WHAT TO WORK ON:
Pick out the lines in the listing below that contain the word "screenshot" and copy them.
....
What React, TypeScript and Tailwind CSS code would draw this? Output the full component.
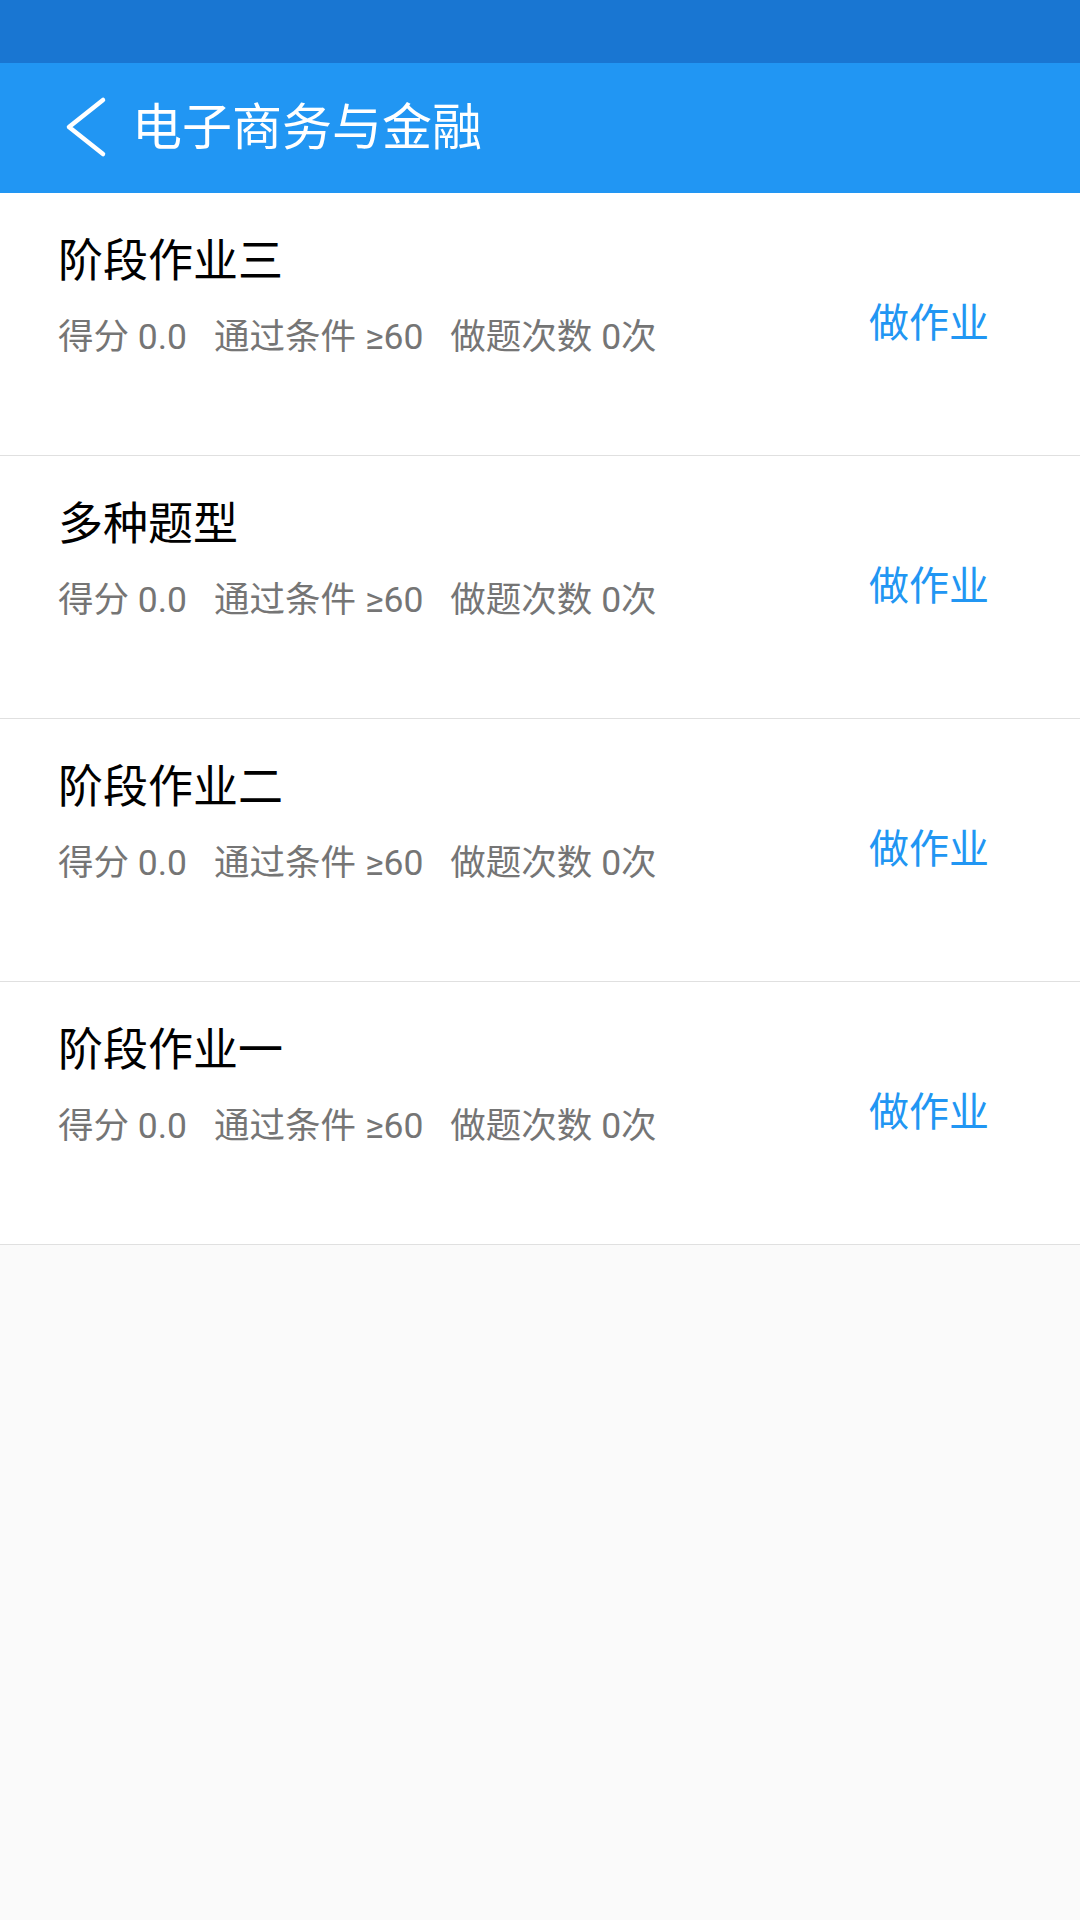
import React from "react";

const items = ["阶段作业三", "多种题型", "阶段作业二", "阶段作业一"];

export default function App() {
  return (
    <div
      className="min-h-[1920px] w-[1080px] bg-[#fafafa]"
      style={{ fontFamily: 'Roboto, "Noto Sans CJK SC", sans-serif' }}
    >
      <div className="h-[63px] bg-[#1976d2]" />
      <div className="flex h-[130px] items-center bg-[#2196f3] pl-[65px]">
        <svg width="44" height="64" viewBox="0 0 44 64" className="shrink-0">
          <path
            d="M38 4 L4 31 L38 58"
            fill="none"
            stroke="#ffffff"
            strokeWidth="4.5"
            strokeLinecap="round"
            strokeLinejoin="round"
          />
        </svg>
        <div className="ml-[23px] text-[50px] leading-[60px] text-white">
          电子商务与金融
        </div>
      </div>
      <div className="bg-white">
        {items.map((t) => (
          <div
            key={t}
            className="flex h-[263px] justify-between border-b border-[#e0e0e0] pl-[58px] pr-[91px]"
          >
            <div className="flex flex-col pt-[42px]">
              <div className="text-[45px] leading-[53px] text-black">{t}</div>
              <div className="mt-[27px] flex gap-[27px] text-[35.5px] leading-[44px] text-[#757575]">
                <span>得分 0.0</span>
                <span>通过条件 ≥60</span>
                <span>做题次数 0次</span>
              </div>
            </div>
            <div className="self-center text-[40px] leading-[50px] text-[#2196f3]">
              做作业
            </div>
          </div>
        ))}
      </div>
    </div>
  );
}
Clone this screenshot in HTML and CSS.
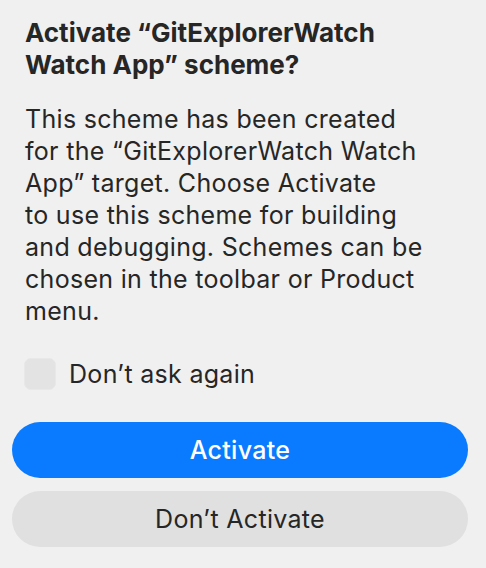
FILE: index.html
```html
<!DOCTYPE html>
<html lang="en">
<head>
    <meta charset="UTF-8">
    <meta name="viewport" content="width=device-width, initial-scale=1.0">
    <title>Activate Scheme</title>
    <link rel="stylesheet" href="styles.css">
</head>
<body>
    <div class="alert">
        <h2 class="alert-title">Activate “GitExplorerWatch<br>Watch App” scheme?</h2>
        <p class="alert-message">This scheme has been created<br>for the “GitExplorerWatch Watch<br>App” target. Choose Activate<br>to use this scheme for building<br>and debugging. Schemes can be<br>chosen in the toolbar or Product<br>menu.</p>
        <label class="suppress">
            <span class="checkbox"></span>
            <span>Don’t ask again</span>
        </label>
        <div class="buttons">
            <button class="btn btn-primary">Activate</button>
            <button class="btn btn-secondary">Don’t Activate</button>
        </div>
    </div>
</body>
</html>
```

FILE: styles.css
```css
* {
    margin: 0;
    padding: 0;
    box-sizing: border-box;
}
html, body {
    height: 100%;
}
body {
    background-color: #f0f0f0;
    font-family: 'Inter', 'Liberation Sans', sans-serif;
    color: #262626;
}
.alert {
    padding: 17px 18px 0 12px;
}
.alert-title {
    font-size: 26px;
    font-weight: 700;
    line-height: 32px;
    padding: 0 13px;
    margin-bottom: 22px;
    white-space: nowrap;
}
.alert-message {
    font-size: 25px;
    line-height: 32px;
    padding: 0 13px;
    white-space: nowrap;
    letter-spacing: 0.3px;
}
.suppress {
    display: flex;
    align-items: center;
    gap: 13px;
    margin: 31px 0 0 12px;
    font-size: 25px;
    letter-spacing: 0.3px;
    height: 32px;
}
.checkbox {
    width: 32px;
    height: 32px;
    border-radius: 7px;
    background-color: #e3e3e3;
    border: 1px solid #e8e8e8;
}
.buttons {
    display: flex;
    flex-direction: column;
    gap: 13px;
    margin-top: 32px;
}
.btn {
    height: 56px;
    border: none;
    border-radius: 28px;
    font-family: inherit;
    font-size: 25px;
    letter-spacing: 0.3px;
    width: 100%;
}
.btn-primary {
    background-color: #0a7bff;
    color: #ffffff;
    font-weight: 500;
}
.btn-secondary {
    background-color: #e0e0e0;
    color: #262626;
}
```
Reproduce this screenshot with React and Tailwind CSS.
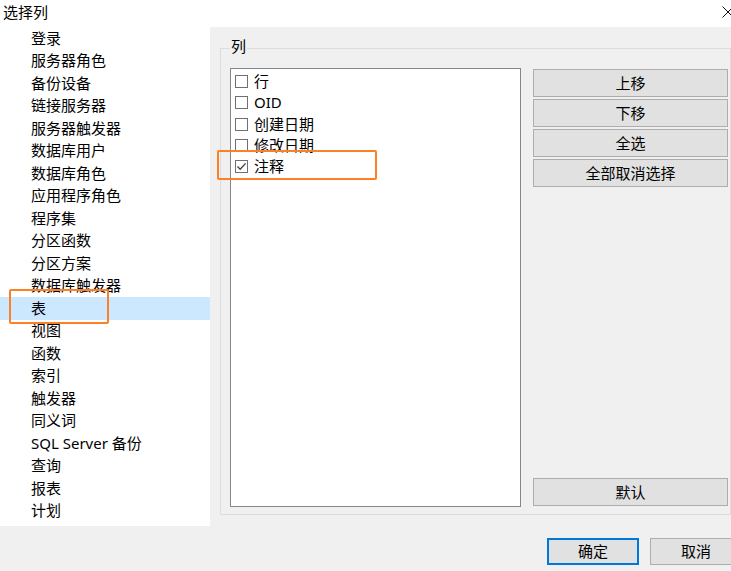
....
CORRECT RESULT:
Clone this screenshot in HTML and CSS.
Reproduce this screenshot with React and Tailwind CSS.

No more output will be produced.